# Calculating puppy age?



## GSDream (Jun 25, 2015)

I have a random question about how to calculate my puppy's exact age. It seems that dog ages are often referred to in weeks at first, with 4 weeks = 1 month.

So, when you bring the puppy home at 8 weeks, it's also considered to be 2 months old. I assume this is done because of their rapid growth and rate of change each week at that stage.

But if you calculate a month as a calendar month, say, from the 20th to the 20th, then the puppy's age works out a little differently 

For example, Meadow was born on 20 July 2015. In calendar months, that makes her 5 months and 17 days old today. But if I continue counting her age as 4 weeks = 1 month, then she's 24 weeks and 2 days, or 6 months and 2 days old today.

Not a massive difference, I know... I'm just curious as to how you all prefer to calculate the ages? Of course it gets easier after they've turned 1 year old; then everyone naturally uses the calendar year


----------



## Fodder (Oct 21, 2007)

For the most part I feel like weeks are only counted up until 16 weeks... after that it becomes months until about 18 months. of course you get a break at 12 months and get to say a year


----------



## Cassidy's Mom (Mar 30, 2003)

GSDream said:


> I have a random question about how to calculate my puppy's exact age.

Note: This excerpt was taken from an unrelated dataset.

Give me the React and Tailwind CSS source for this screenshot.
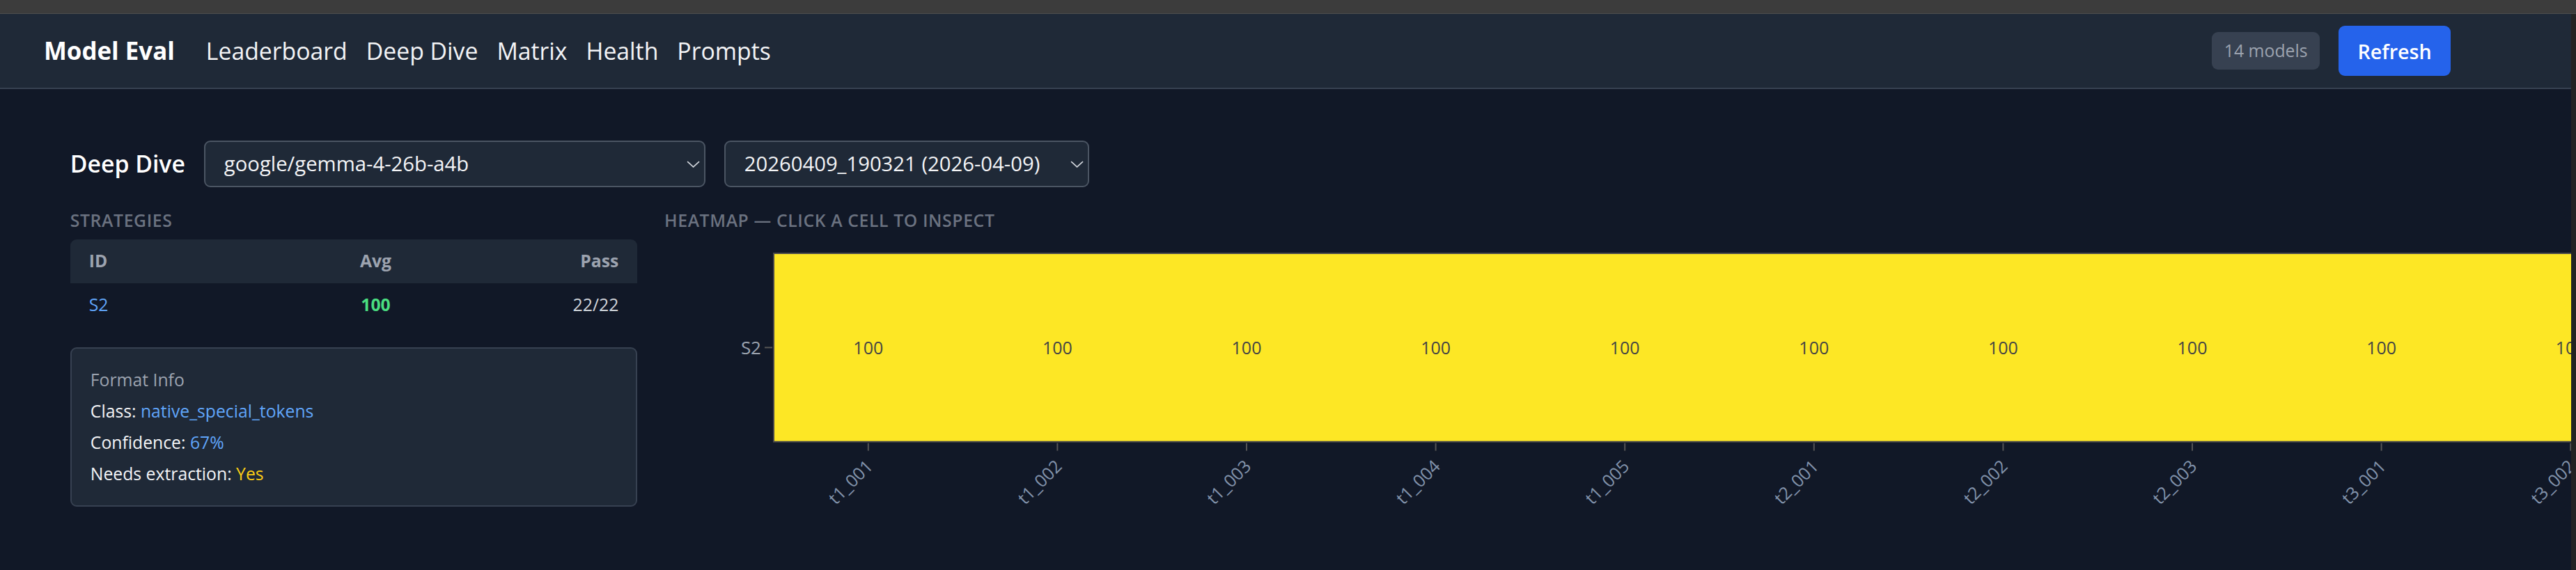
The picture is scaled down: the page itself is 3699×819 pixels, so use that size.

It seems that dog ages are often referred to in weeks at first, with 4 weeks = 1 month.


Actually, since there are not exactly 28 days (4 weeks) in any month but February, a 4 week old puppy is not 1 month old.



> So, when you bring the puppy home at 8 weeks, it's also considered to be 2 months old.


Same here - 8 weeks is not two months, since most months are either 30 or 31 days long, and 8 weeks is 56 days. Two months (again, with the exception of February) would range from 60 to 62 days. 



> But if you calculate a month as a calendar month, say, from the 20th to the 20th, then the puppy's age works out a little differently


That would be the correct way to calculate months. If your puppy was born on the 20th, he'd be a month old on the 20th of the following month, and two months old on the 20th of the month after that. 

Whether you choose to keep track of your puppy's age by weeks or months is entirely up to you. But weeks are from the day of the week to the same day of the next week, and so on, and months are from the day of the month to the same day of the next month, and so on.


----------



## melissabrinkley74 (Dec 5, 2021)

So I have a question I have a German that is 30 weeks how old is he in months ?


----------



## LuvShepherds (May 27, 2012)

I figured it out mathematically. Right around 7 months. 30/52 x 12. Find the percentage of weeks in a year then multiply by the number of months in a year.


----------



## Cassidy's Mom (Mar 30, 2003)

melissabrinkley74 said:


> So I have a question I have a German that is 30 weeks how old is he in months ?


At work we use 4.3 weeks per month as an average. A 30 day month is 4.28 weeks and a 31 day month is 4.43 weeks. Only February is exactly 28 days, unless it’s a leap year. 

You can figure it out exactly by counting the number of days in the exact months and dividing by 7, if that’s important to you. You still may need to round it though.


----------



## LuvShepherds (May 27, 2012)

If you divide 30 by 4.3 you get very close to the same number I did. Around 6.9+ months.


----------



## drparker151 (Apr 10, 2020)

Until 6 months I went by weeks, after that I switched calendar months, so my girl will be 18 months on the 19th. At some point I'll switch to years.


----------